**The task**
The lines to print start at the one containing "Generate a component" and end at the one containing "on Civic Dawn.</em></p>"; print them exactly, ends included, and only them.

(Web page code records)
┌──

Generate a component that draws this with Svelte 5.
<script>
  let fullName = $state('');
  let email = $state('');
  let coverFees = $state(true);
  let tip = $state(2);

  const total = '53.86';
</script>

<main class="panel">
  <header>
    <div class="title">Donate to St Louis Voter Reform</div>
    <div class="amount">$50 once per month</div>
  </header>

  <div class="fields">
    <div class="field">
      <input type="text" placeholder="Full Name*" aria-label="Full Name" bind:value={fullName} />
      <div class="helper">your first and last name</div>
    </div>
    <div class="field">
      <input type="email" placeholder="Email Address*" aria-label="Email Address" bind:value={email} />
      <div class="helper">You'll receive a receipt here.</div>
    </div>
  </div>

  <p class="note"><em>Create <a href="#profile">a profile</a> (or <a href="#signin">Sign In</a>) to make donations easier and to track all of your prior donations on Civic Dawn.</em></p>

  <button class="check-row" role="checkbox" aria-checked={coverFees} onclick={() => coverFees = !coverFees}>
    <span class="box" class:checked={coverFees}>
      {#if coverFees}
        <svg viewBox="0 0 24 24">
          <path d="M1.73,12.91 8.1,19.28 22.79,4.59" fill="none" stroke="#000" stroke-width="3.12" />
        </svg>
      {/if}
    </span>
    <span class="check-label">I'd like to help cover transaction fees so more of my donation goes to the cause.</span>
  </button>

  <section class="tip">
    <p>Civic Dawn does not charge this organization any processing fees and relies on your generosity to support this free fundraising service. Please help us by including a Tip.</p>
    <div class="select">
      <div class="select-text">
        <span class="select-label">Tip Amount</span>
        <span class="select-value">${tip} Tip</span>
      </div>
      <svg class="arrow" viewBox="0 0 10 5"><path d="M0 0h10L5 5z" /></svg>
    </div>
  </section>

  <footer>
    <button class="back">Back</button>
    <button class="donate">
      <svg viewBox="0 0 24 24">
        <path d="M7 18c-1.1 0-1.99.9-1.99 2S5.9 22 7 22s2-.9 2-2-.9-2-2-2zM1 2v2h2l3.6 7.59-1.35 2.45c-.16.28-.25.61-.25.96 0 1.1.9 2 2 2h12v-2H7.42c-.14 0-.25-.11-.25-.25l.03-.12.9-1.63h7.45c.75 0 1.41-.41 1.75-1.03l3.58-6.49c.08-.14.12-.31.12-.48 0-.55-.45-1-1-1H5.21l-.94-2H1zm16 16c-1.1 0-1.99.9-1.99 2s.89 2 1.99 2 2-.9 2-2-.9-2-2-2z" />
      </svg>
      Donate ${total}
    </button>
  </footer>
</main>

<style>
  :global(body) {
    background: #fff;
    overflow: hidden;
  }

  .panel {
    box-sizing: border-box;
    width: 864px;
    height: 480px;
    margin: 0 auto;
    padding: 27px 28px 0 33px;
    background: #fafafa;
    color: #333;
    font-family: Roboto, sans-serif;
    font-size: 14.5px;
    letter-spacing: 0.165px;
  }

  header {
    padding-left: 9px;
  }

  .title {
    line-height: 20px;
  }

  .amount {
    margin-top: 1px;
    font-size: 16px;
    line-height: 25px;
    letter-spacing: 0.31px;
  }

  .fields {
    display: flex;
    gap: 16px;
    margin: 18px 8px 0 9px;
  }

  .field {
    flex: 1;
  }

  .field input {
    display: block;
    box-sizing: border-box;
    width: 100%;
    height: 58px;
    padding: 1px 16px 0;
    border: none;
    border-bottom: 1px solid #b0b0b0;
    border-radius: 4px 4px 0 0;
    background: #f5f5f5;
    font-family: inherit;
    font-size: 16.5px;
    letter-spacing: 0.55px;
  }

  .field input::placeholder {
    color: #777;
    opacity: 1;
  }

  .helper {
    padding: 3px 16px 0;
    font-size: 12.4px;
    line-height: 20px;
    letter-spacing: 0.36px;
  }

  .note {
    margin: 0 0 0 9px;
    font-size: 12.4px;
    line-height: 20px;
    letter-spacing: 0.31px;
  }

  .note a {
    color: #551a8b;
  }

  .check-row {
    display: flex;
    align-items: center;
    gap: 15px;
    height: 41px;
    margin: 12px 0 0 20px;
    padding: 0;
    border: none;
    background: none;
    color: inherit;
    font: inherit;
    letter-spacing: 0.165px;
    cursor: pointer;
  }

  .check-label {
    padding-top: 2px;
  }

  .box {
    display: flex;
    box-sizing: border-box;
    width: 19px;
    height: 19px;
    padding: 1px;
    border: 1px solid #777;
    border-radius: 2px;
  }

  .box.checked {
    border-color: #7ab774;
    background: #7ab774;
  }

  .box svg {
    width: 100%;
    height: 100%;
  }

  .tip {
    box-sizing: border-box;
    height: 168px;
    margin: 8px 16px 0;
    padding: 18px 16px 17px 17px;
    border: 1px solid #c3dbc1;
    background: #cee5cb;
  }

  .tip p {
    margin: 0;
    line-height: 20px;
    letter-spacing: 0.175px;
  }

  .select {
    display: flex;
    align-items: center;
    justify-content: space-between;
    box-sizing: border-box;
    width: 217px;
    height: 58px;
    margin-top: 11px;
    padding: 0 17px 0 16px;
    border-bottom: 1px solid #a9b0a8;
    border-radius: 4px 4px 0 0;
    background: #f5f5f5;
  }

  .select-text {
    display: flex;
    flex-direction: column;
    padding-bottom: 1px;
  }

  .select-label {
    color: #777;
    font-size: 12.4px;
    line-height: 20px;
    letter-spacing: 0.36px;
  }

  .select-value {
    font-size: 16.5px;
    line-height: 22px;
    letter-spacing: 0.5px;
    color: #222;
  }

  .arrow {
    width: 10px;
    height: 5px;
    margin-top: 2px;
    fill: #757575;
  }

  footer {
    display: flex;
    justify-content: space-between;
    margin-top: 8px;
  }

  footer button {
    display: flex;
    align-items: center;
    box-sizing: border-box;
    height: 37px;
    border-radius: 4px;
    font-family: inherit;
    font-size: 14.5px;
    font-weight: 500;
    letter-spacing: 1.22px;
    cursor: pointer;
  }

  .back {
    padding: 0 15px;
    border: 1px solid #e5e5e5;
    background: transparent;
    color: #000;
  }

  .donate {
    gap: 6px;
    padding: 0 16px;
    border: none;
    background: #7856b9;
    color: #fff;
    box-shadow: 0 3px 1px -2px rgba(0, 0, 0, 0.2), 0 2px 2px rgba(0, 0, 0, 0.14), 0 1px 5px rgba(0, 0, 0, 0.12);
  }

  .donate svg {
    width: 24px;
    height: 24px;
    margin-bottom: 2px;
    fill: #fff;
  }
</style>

└──
┌──

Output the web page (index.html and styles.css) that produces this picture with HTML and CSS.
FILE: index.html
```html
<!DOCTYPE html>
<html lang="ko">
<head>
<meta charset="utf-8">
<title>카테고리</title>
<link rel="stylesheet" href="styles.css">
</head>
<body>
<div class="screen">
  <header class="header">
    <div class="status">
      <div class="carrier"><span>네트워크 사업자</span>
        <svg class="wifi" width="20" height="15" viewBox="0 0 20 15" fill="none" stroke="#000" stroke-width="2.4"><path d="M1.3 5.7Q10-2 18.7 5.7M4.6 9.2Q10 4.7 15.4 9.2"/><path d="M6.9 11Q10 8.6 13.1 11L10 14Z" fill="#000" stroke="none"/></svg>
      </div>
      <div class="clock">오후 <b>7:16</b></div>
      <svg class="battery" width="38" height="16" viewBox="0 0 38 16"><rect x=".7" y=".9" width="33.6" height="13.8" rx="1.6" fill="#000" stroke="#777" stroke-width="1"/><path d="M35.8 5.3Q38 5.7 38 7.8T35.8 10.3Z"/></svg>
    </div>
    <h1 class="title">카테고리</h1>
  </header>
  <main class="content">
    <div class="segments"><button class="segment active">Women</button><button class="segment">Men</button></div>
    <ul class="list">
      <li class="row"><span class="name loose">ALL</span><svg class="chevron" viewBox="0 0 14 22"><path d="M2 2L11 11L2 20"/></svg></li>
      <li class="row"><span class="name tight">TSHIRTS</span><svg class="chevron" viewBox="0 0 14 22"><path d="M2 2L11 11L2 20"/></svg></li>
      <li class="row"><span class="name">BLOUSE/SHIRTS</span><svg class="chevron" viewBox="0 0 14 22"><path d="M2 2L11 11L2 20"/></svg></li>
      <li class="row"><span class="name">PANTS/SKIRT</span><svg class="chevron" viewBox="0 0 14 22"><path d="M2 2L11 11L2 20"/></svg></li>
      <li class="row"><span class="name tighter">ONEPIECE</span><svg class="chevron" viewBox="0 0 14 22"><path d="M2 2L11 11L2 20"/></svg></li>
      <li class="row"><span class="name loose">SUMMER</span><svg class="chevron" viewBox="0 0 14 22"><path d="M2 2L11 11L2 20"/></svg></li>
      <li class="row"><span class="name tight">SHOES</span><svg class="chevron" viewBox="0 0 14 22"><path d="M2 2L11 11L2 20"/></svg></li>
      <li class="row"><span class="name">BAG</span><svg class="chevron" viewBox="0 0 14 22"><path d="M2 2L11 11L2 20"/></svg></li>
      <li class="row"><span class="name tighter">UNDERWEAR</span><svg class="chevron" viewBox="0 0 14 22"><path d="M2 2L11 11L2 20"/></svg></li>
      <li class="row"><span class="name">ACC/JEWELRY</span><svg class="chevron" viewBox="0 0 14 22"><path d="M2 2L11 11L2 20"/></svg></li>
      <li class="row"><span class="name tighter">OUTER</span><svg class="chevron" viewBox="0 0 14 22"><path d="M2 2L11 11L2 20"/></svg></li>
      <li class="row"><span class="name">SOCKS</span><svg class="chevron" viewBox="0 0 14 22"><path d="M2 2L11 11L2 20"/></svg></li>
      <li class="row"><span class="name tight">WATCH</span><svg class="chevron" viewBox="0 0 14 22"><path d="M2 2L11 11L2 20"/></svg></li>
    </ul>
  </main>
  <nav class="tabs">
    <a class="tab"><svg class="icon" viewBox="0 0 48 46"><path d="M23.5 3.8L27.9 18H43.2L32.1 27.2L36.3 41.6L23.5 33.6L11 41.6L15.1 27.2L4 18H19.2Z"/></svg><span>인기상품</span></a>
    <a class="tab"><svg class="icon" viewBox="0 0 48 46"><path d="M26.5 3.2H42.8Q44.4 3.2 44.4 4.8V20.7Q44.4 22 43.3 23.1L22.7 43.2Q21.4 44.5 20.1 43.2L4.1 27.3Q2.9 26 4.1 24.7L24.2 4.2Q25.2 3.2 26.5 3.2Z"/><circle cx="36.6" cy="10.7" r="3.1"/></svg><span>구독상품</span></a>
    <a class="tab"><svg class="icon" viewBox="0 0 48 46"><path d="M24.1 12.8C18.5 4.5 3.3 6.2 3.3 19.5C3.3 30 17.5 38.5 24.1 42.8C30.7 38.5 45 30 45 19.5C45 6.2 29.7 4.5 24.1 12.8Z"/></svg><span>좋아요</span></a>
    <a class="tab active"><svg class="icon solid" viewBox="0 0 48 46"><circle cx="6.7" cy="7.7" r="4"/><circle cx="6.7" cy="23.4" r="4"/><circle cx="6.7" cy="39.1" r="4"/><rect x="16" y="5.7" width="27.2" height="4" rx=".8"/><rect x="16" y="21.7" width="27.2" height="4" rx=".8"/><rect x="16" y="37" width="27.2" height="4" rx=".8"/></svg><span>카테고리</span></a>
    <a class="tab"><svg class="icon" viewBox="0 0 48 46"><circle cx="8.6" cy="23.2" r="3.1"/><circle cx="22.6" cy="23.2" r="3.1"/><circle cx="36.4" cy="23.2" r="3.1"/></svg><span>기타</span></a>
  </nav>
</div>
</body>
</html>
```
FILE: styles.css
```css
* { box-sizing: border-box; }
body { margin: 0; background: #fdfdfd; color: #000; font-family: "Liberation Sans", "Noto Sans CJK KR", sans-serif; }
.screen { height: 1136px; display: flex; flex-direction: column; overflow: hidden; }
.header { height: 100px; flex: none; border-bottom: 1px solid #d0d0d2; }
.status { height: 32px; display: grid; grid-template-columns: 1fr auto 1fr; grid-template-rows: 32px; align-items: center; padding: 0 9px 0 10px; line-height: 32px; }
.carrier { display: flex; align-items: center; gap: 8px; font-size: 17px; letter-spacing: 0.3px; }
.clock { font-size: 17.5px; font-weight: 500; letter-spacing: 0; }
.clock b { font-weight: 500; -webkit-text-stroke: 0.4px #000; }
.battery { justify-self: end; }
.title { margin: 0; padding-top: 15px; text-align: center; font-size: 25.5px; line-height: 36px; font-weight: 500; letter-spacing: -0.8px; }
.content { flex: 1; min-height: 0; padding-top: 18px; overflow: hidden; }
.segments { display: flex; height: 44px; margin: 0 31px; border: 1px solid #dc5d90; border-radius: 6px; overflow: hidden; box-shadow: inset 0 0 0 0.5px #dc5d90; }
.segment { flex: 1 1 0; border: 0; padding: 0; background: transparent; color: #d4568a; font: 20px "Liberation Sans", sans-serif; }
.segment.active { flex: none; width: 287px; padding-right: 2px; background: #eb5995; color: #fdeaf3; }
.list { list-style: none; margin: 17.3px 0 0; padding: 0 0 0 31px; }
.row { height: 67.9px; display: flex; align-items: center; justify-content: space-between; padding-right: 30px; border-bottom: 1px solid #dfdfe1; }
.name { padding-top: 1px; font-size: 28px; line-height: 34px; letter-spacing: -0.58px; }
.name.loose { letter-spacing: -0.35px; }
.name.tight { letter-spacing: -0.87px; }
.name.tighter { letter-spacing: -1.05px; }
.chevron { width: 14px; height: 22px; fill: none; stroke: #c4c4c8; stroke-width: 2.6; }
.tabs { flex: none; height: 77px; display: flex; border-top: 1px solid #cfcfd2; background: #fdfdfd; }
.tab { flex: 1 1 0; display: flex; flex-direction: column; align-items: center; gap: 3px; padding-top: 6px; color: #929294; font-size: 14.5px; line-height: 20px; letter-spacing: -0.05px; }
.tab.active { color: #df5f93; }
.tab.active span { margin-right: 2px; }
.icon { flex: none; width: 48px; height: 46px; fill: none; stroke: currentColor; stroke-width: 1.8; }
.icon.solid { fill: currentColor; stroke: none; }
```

└──

**Task output**
Generate a component that draws this with Svelte 5.
<script>
  let fullName = $state('');
  let email = $state('');
  let coverFees = $state(true);
  let tip = $state(2);

  const total = '53.86';
</script>

<main class="panel">
  <header>
    <div class="title">Donate to St Louis Voter Reform</div>
    <div class="amount">$50 once per month</div>
  </header>

  <div class="fields">
    <div class="field">
      <input type="text" placeholder="Full Name*" aria-label="Full Name" bind:value={fullName} />
      <div class="helper">your first and last name</div>
    </div>
    <div class="field">
      <input type="email" placeholder="Email Address*" aria-label="Email Address" bind:value={email} />
      <div class="helper">You'll receive a receipt here.</div>
    </div>
  </div>

  <p class="note"><em>Create <a href="#profile">a profile</a> (or <a href="#signin">Sign In</a>) to make donations easier and to track all of your prior donations on Civic Dawn.</em></p>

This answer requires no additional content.